Trinidad Jiménez, que ya se estrelló en 2003 frente a Gallardón y que no asumió sus compromisos como portavoz de la oposición municipal hasta el final de su mandato, ha sido la ungida para la Comunidad de Madrid. Y Jaime Lissavetzky, por su parte, ha sido distinguido con el dedazo para enfrentarse al faraónico y megalómano Ruiz Gallardón, quien sigue siendo un buen activo electoral.

Por supuesto, de programas, ideas y de inquietudes ciudadanas de eso ni se habla. También los electores de izquierda estarán esperando a que los ungidos tengan grandes ideas geniales que habrá que seguir como borregos. Ese es el papel que el guión les ha asignado, el de meros corifeos.

Los ciudadanos, con sus recortes salariales, laborales y sociales, además de buscarse la vida en su actividad privada, no tienen más opción que seguir siendo convidados de piedra en esta democracia que sólo cuenta con ellos para que les pidan el voto cada cuatro años, casi con el único argumento de que si no votan a los “suyos”, vendrán los malos.

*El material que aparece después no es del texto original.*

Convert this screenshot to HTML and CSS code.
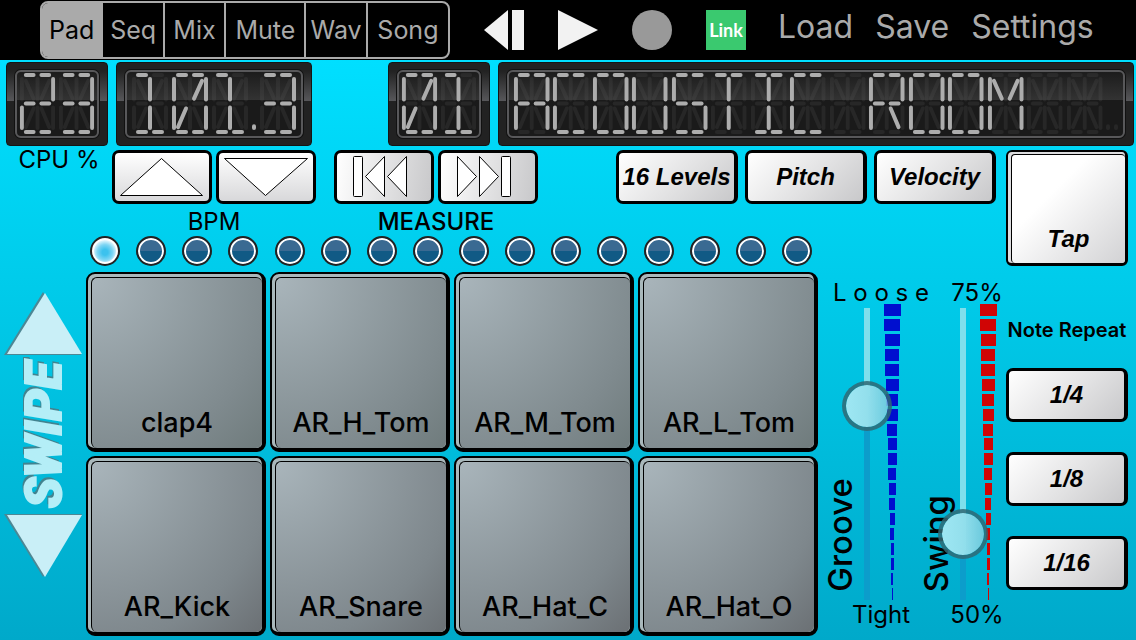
FILE: index.html
```html
<!DOCTYPE html>
<html lang="en">
<head>
    <meta charset="utf-8">
    <meta name="viewport" content="width=device-width, initial-scale=1">
    <title>Drum Pads</title>
    <link rel="stylesheet" href="styles.css">
</head>
<body>

    <header class="topbar">
        <nav class="tabs">
            <button class="tab active">Pad</button>
            <button class="tab">Seq</button>
            <button class="tab">Mix</button>
            <button class="tab wide">Mute</button>
            <button class="tab">Wav</button>
            <button class="tab wide">Song</button>
        </nav>
        <div class="transport">
            <button class="icon" aria-label="Rewind">
                <svg viewBox="0 0 40 40"><polygon points="0,20 24,0 24,40" /><rect x="28" width="12" height="40" /></svg>
            </button>
            <button class="icon" aria-label="Play">
                <svg viewBox="0 0 40 40"><polygon points="0,0 40,20 0,40" /></svg>
            </button>
            <button class="icon record" aria-label="Record">
                <svg viewBox="0 0 40 40"><circle cx="20" cy="20" r="20" /></svg>
            </button>
            <button class="link">Link</button>
        </div>
        <div class="menu">
            <button>Load</button>
            <button>Save</button>
            <button>Settings</button>
        </div>
    </header>

    <section class="displays">
        <div class="display small"><div class="glass" role="img" data-text="23"></div></div>
        <div class="display tempo"><div class="glass" role="img" data-text="101.3"></div></div>
        <div class="display small"><div class="glass" role="img" data-text="01"></div></div>
        <div class="display name"><div class="glass" role="img" data-text="ACOUSTIC ROOM  :"></div></div>
    </section>

    <section class="controls">
        <div class="left">
            <div class="toolbar">
                <span class="cpu">CPU %</span>
                <div class="group">
                    <div class="pair">
                        <button class="step" aria-label="BPM up">
                            <svg viewBox="0 0 94 48"><polygon points="5.5,42.5 46.5,5.5 87.5,42.5" /></svg>
                        </button>
                        <button class="step" aria-label="BPM down">
                            <svg viewBox="0 0 94 48"><polygon points="5.5,5.5 88.5,5.5 46.5,42.5" /></svg>
                        </button>
                    </div>
                    <span class="caption">BPM</span>
                </div>
                <div class="group">
                    <div class="pair">
                        <button class="step side" aria-label="Previous measure">
                            <svg viewBox="0 0 94 48"><rect x="16.5" y="3.5" width="9" height="40" rx="1" /><polygon points="47.5,3.5 47.5,43.5 28.5,23.5" /><polygon points="69.5,3.5 69.5,43.5 50.5,23.5" /></svg>
                        </button>
                        <button class="step side" aria-label="Next measure">
                            <svg viewBox="0 0 94 48"><polygon points="16.5,3.5 16.5,43.5 35.5,23.5" /><polygon points="38.5,3.5 38.5,43.5 57.5,23.5" /><rect x="60.5" y="3.5" width="9" height="40" rx="1" /></svg>
                        </button>
                    </div>
                    <span class="caption strong">MEASURE</span>
                </div>
                <div class="modes">
                    <button class="key">16 Levels</button>
                    <button class="key">Pitch</button>
                    <button class="key">Velocity</button>
                </div>
            </div>
            <div class="leds"></div>
        </div>
        <button class="tap"><span>Tap</span></button>
    </section>

    <main class="stage">
        <div class="swipe">
            <svg viewBox="0 0 80 66"><polygon class="shade" points="0,64 39,1 77,64" /><polygon points="3,63 41,2 78,63" /></svg>
            <span>SWIPE</span>
            <svg viewBox="0 0 80 66"><polygon class="shade" points="0,1 78,1 39,64" /><polygon points="3,2 78,2 41,64" /></svg>
        </div>

        <div class="pads">
            <button class="pad"><span>clap4</span></button>
            <button class="pad"><span>AR_H_Tom</span></button>
            <button class="pad"><span>AR_M_Tom</span></button>
            <button class="pad"><span>AR_L_Tom</span></button>
            <button class="pad low"><span>AR_Kick</span></button>
            <button class="pad low"><span>AR_Snare</span></button>
            <button class="pad low"><span>AR_Hat_C</span></button>
            <button class="pad low"><span>AR_Hat_O</span></button>
        </div>

        <div class="channels">
            <div class="channel">
                <span class="mark">L o o s e</span>
                <div class="fader">
                    <label for="groove">Groove</label>
                    <input type="range" id="groove" min="0" max="100" value="70">
                    <div class="bars blue"></div>
                </div>
                <span class="mark">Tight</span>
            </div>
            <div class="channel">
                <span class="mark">75%</span>
                <div class="fader">
                    <label for="swing">Swing</label>
                    <input type="range" id="swing" min="0" max="100" value="17">
                    <div class="bars red"></div>
                </div>
                <span class="mark">50%</span>
            </div>
        </div>

        <div class="repeat">
            <span class="title">Note Repeat</span>
            <button class="key">1/4</button>
            <button class="key">1/8</button>
            <button class="key">1/16</button>
        </div>
    </main>

    <script src="script.js"></script>
</body>
</html>
```

FILE: styles.css
```css
* {
    box-sizing: border-box;
    margin: 0;
    padding: 0;
}

body {
    display: flex;
    flex-direction: column;
    min-height: 100vh;
    font-family: Inter, "Liberation Sans", sans-serif;
    color: #000;
    background: linear-gradient(#00dfff 60px, #00cbea 45%, #00a9ca);
}

button {
    font: inherit;
    color: inherit;
    background: none;
    border: none;
    cursor: pointer;
}

svg {
    display: block;
}

/* top bar */
.topbar {
    display: flex;
    align-items: center;
    height: 60px;
    padding-left: 40px;
    background: #000;
    color: #aaa;
}

.tabs {
    display: flex;
    width: 410px;
    height: 58px;
    border: 2px solid #aaa;
    border-radius: 8px;
    overflow: hidden;
}

.tab {
    flex: 1 1 62px;
    font-size: 25px;
    border-right: 2px solid #aaa;
}

.tab.wide {
    flex-basis: 81px;
}

.tab:last-child {
    border-right: none;
}

.tab.active {
    background: #aaa;
    color: #000;
}

.transport {
    display: flex;
    gap: 34px;
    margin-left: 34px;
}

.icon {
    width: 40px;
    height: 40px;
    fill: #f2f2f2;
}

.record {
    fill: #999;
}

.link {
    width: 40px;
    height: 40px;
    font-family: Lato, sans-serif;
    font-size: 18px;
    font-weight: bold;
    color: #fff;
    background: #3ac96f;
}

.menu {
    display: flex;
    gap: 22px;
    margin-left: 32px;
    padding-bottom: 8px;
    font-size: 32px;
}

/* segment displays */
.displays {
    display: flex;
    gap: 8px;
    padding: 2px 2px 4px 6px;
}

.display {
    height: 84px;
    padding: 7px 8px;
    border: 1px solid #151515;
    border-radius: 4px;
    background: linear-gradient(#222 8px, #57575a 38px, #222 38px);
}

.display.small {
    width: 102px;
}

.display.tempo {
    width: 196px;
    margin-right: 68px;
}

.display.name {
    flex: 1;
}

.glass {
    display: flex;
    height: 100%;
    padding: 1px;
    border: 2px solid #58585a;
    border-radius: 6px;
    box-shadow: 0 0 0 1px #111;
    background: linear-gradient(#1c1c1c, #333 28px, #1a1a1a 28px);
}

.tempo .glass,
.name .glass {
    padding: 1px 3px;
}

.cell {
    flex: 1;
    min-width: 0;
    height: 62px;
}

.point {
    width: 8px;
    height: 62px;
}

.cell line,
.point line {
    stroke: #666;
    stroke-opacity: 0.18;
    stroke-width: 4;
    stroke-linecap: round;
}

.cell .on,
.point .on {
    stroke: #adadad;
    stroke-opacity: 1;
}

/* buttons under the displays */
.controls {
    display: flex;
    gap: 10px;
    padding-right: 8px;
}

.left {
    flex: 1;
}

.toolbar {
    display: flex;
    height: 86px;
    font-size: 24px;
}

.cpu {
    width: 112px;
    padding-left: 6px;
    line-height: 20px;
    text-align: center;
}

.group {
    display: flex;
    flex-direction: column;
    align-items: center;
    margin-right: 18px;
}

.pair {
    display: flex;
    gap: 4px;
}

.step {
    width: 100px;
    height: 54px;
    border: 3px solid #000;
    border-radius: 7px;
    background: linear-gradient(#fff, #d8d8da);
}

.step.side {
    background: linear-gradient(100deg, #fff, #c8c8ca);
}

.step svg {
    fill: #fff;
    stroke: #000;
    stroke-width: 1;
}

.caption {
    line-height: 36px;
}

.strong {
    font-weight: 500;
}

.modes {
    display: flex;
    gap: 7px;
    margin-left: auto;
}

.key {
    width: 122px;
    height: 54px;
    border: 3px solid #000;
    border-right-width: 4px;
    border-radius: 7px;
    font: italic bold 24px "Liberation Sans", sans-serif;
    white-space: nowrap;
    background: linear-gradient(135deg, #fff, #e2e2e3 55%, #c8c8ca);
}

.tap {
    display: flex;
    width: 122px;
    height: 116px;
    padding: 2px 0 0 3px;
    border: 2px solid #000;
    border-right-width: 3px;
    border-bottom-width: 3px;
    border-radius: 6px;
    font: italic bold 24px "Liberation Sans", sans-serif;
    background: #dcdcde;
}

.tap span {
    display: flex;
    flex: 1;
    align-self: stretch;
    align-items: flex-end;
    justify-content: center;
    padding-bottom: 10px;
    border-top: 1px solid #000;
    border-left: 1px solid #000;
    border-radius: 4px;
    background: linear-gradient(135deg, #fff 35%, #d2d2d4);
}

.leds {
    display: flex;
    justify-content: space-between;
    margin: 0 184px 0 90px;
}

.led {
    width: 30px;
    height: 30px;
    border: 2px solid #222;
    border-radius: 50%;
    box-shadow: inset 0 0 0 2px #fff;
    background: linear-gradient(#3a6a92 13px, #115a85 13px);
}

.led.on {
    background: radial-gradient(circle at 50% 55%, #3cc2ee 15%, #7fd6f4 40%, #fff 68%);
}

/* pads */
.stage {
    display: grid;
    grid-template-columns: 86px 1fr 188px 122px;
    flex: 1;
    padding: 6px 8px 4px 0;
}

.swipe {
    display: flex;
    flex-direction: column;
    align-items: center;
    padding: 19px 0 0 2px;
    fill: #c9eff7;
}

.swipe svg {
    width: 80px;
    height: 66px;
}

.swipe .shade {
    fill: #4d8794;
}

.swipe span {
    height: 156px;
    line-height: 56px;
    writing-mode: vertical-rl;
    transform: rotate(180deg);
    text-align: center;
    font-family: Roboto, sans-serif;
    font-size: 50px;
    font-weight: 900;
    font-style: italic;
    color: #b4eef7;
    -webkit-text-stroke: 2px #b4eef7;
    text-shadow: 3px -2px #42838f;
}

.pads {
    display: grid;
    grid-template-columns: repeat(4, 1fr);
    grid-auto-rows: 1fr;
    gap: 4px;
}

.pad {
    display: flex;
    padding: 3px 0 0 3px;
    border: 2px solid #000;
    border-right-width: 4px;
    border-bottom-width: 4px;
    border-radius: 9px;
    font-size: 27px;
    font-weight: 500;
    background: #a9b8bb;
}

.pad span {
    display: flex;
    flex: 1;
    align-self: stretch;
    align-items: flex-end;
    justify-content: center;
    padding-bottom: 9px;
    border-top: 1px solid #000;
    border-left: 1px solid #000;
    border-radius: 6px;
    background: radial-gradient(circle at 0 0, #a9b5bb, #7f8a8e 75%, #6f7b7c);
}

.pad.low span {
    background: radial-gradient(circle at 0 0, #a9b5bb, #7e878c 75%, #6b7074);
}

/* faders */
.channels {
    display: flex;
    gap: 20px;
    padding: 8px 0 0 6px;
}

.channel {
    width: 76px;
    font-size: 24px;
}

.mark {
    display: flex;
    justify-content: center;
    margin-left: 38px;
    line-height: 26px;
    white-space: nowrap;
}

.fader {
    display: flex;
    height: 296px;
    margin: -2px 0 2px;
}

.fader label {
    align-self: flex-end;
    width: 38px;
    line-height: 32px;
    padding-top: 8px;
    writing-mode: vertical-rl;
    transform: rotate(180deg);
    font-size: 33px;
    font-weight: 500;
}

.fader input {
    position: relative;
    z-index: 1;
    width: 50px;
    height: 292px;
    margin: 4px 0 0 -20px;
    writing-mode: vertical-lr;
    direction: rtl;
    appearance: none;
    background: linear-gradient(#7edfec var(--split), #0c9dcb var(--split)) center / 6px 100% no-repeat;
}

.fader input::-webkit-slider-thumb {
    appearance: none;
    width: 50px;
    height: 50px;
    border: 4px solid rgba(48, 104, 116, 0.85);
    border-radius: 50%;
    background: linear-gradient(90deg, #9ee7f3, #93dfec 50%, rgba(125, 205, 222, 0.85)) padding-box;
}

.bars {
    display: flex;
    flex-direction: column;
    align-items: center;
    justify-content: space-between;
    width: 16px;
    margin-left: -8px;
}

.bar {
    height: 12px;
}

.blue .bar {
    background: #000fcf;
}

.red .bar {
    background: #d00505;
}

/* note repeat */
.repeat {
    display: flex;
    flex-direction: column;
    gap: 30px;
    padding-top: 46px;
}

.title {
    margin-bottom: -4px;
    line-height: 24px;
    text-align: center;
    white-space: nowrap;
    font-size: 20px;
    font-weight: 600;
}
```

FILE: script.js
```javascript
const SVG = 'http://www.w3.org/2000/svg';

// end points of every segment in a 40 x 63 cell
const segments = {
    a1: [8, 2, 16, 2], a2: [24, 2, 32, 2],
    f: [4, 6, 4, 27], i: [20, 6, 20, 27], b: [36, 6, 36, 27],
    h: [8, 8, 16, 26], j: [32, 8, 24, 26],
    g1: [8, 31, 16, 31], g2: [24, 31, 32, 31],
    e: [4, 35, 4, 56], l: [20, 35, 20, 56], c: [36, 35, 36, 56],
    m: [16, 36, 8, 55], k: [24, 36, 32, 55],
    d1: [8, 60, 16, 60], d2: [24, 60, 32, 60]
};

const chars = {
    '0': 'a1 a2 b c d1 d2 e f j m',
    '1': 'a1 i l d1 d2',
    '2': 'a1 a2 b g1 g2 e d1 d2',
    '3': 'a1 a2 b g1 g2 c d1 d2',
    A: 'a1 a2 b c e f g1 g2',
    C: 'a1 a2 d1 d2 e f',
    I: 'a1 a2 i l d1 d2',
    M: 'b c e f h j',
    O: 'a1 a2 b c d1 d2 e f',
    R: 'a1 a2 b e f g1 g2 k',
    S: 'a1 a2 f g1 g2 c d1 d2',
    T: 'a1 a2 i l',
    U: 'b c d1 d2 e f',
    ' ': ''
};

function makeSvg(cls, width) {
    let svg = document.createElementNS(SVG, 'svg');
    svg.setAttribute('class', cls);
    svg.setAttribute('viewBox', '0 0 ' + width + ' 63');
    svg.setAttribute('preserveAspectRatio', 'none');
    return svg;
}

function addLine(svg, p, on) {
    let line = document.createElementNS(SVG, 'line');
    line.setAttribute('x1', p[0]);
    line.setAttribute('y1', p[1]);
    line.setAttribute('x2', p[2]);
    line.setAttribute('y2', p[3]);
    if (on) line.setAttribute('class', 'on');
    svg.appendChild(line);
}

document.querySelectorAll('.glass').forEach(function (glass) {
    let text = glass.dataset.text;
    glass.setAttribute('aria-label', text.replace(':', '').trim());

    for (let ch of text) {
        if (ch === '.' || ch === ':') {
            // ':' is the pair of unlit points at the end of the name
            let count = ch === '.' ? 1 : 2;
            for (let n = 0; n < count; n++) {
                let point = makeSvg('point', 8);
                addLine(point, [4, 54, 4, 56], ch === '.');
                glass.appendChild(point);
            }
            continue;
        }
        let cell = makeSvg('cell', 40);
        let lit = chars[ch].split(' ');
        for (let name in segments) {
            addLine(cell, segments[name], false);
        }
        for (let name in segments) {
            if (lit.includes(name)) addLine(cell, segments[name], true);
        }
        glass.appendChild(cell);
    }
});

const leds = document.querySelector('.leds');
for (let n = 0; n < 16; n++) {
    let led = document.createElement('div');
    led.className = n === 0 ? 'led on' : 'led';
    leds.appendChild(led);
}

document.querySelectorAll('.bars').forEach(function (bars) {
    for (let n = 0; n < 20; n++) {
        let bar = document.createElement('div');
        bar.className = 'bar';
        bar.style.width = Math.max(1, Math.round(17 - n * 0.85)) + 'px';
        bars.appendChild(bar);
    }
});

// the track changes colour at the thumb
document.querySelectorAll('.fader input').forEach(function (input) {
    function paint() {
        input.style.setProperty('--split', (100 - input.value) + '%');
    }
    input.addEventListener('input', paint);
    paint();
});
```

La falta de democracia en los partidos, junto con las listas cerradas y bloqueadas, el carácter oligárquico de la clase política, amén de la larga lista de privilegios y prebendas y la impunidad de la corrupción, hacen que el sistema de representación, tal como está funcionando, ya no aguante más y sea imprescindible que la sociedad civil se deje oír y empiece a organizarse. Porque, ¿alguien ha oído a alguno de los actores antagonistas en liza –o quizá títeres, cuando menos vasallos de su señor- qué quieren hacer en Madrid?